Software composition analysis in security

Software composition analysis is a vital tool for detecting and managing vulnerabilities and licensing issues across the open-source and third-party libraries chain. SCA code scanning analyzes the components that make up an application, helping AppSec and DevOps teams identify and manage vulnerabilities detected:

  • Static SCA uses build manifest files to analyze components in source code. 
  • Dynamic SCA scans binary code, which can be accessed in testing or production, meaning components can be checked in real time. 

This information is used to create a software bill of materials (SBOM)— a detailed inventory of an application’s contents and dependencies. The SBOM is compared against known common vulnerabilities and exposures (CVEs, including those on the National Vulnerability Database) as well as other vulnerability and known exploit trackers, after which present vulnerabilities can be scored and prioritized based on the organization’s needs. 
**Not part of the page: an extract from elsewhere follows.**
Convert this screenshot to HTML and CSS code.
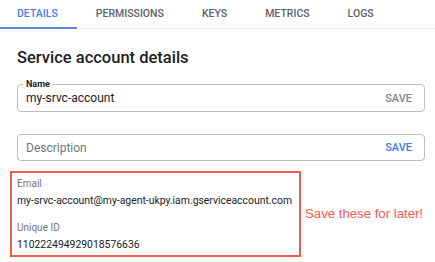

Understanding the nature of weaknesses and security vulnerabilities in code is crucial for AppSec teams looking to develop a proactive security approach. For this reason, SCA is often integrated into continuous integration / continuous delivery (CI/CD) pipelines, enabling secure code across the SDLC. SCA’s capacity to identify vulnerabilities across the open-source and third-party libraries chain makes it a critical component of ASPM

The key benefits of SCA security tools

For security teams and software development teams working in fast-paced, often complex environments, the benefits of software composition analysis include: SCA tools bring significant advantages:

  • Early vulnerability identification: When SCA is integrated for automated scanning and analysis, it can detect security risks before software is deployed, allowing for resolution before going live. This makes it a core enabler of the “shift left” strategy, in which early and continuous monitoring promote more secure software development. 
  • Generate a Software Bill of Materials (SBOM): SCA tools inspect everything from package managers to source code and container images. That data becomes an “ingredients list”— an inventory of the details and relationships that make up any application, including dependencies between components, patches applied, and known vulnerabilities. This bill of materials gives a transparent insight into applications, enabling developers and security teams to adopt a proactive approach to risk assessment and vulnerability management. 
  • Reduce manual processes: SCA tools help teams track, assess, and manage analyses of complex applications without the need for manual intervention. This frees up time to focus on more complex threats or issues.
  • Manage license compliance: The detailed list of components compiled for SBOMs helps compliance teams identify and manage the security and compliance of  licenses associated with software components. 
  • Improve software integrity and reliability: Finding and fixing issues earlier in the SDLC contributes to overall quality and reliability of software. 
  • Enable proactive security: Advanced SCA tools enable continuous monitoring and real-time insights, helping uncover new or previously unknown vulnerabilities  as well as changes in existing ones. 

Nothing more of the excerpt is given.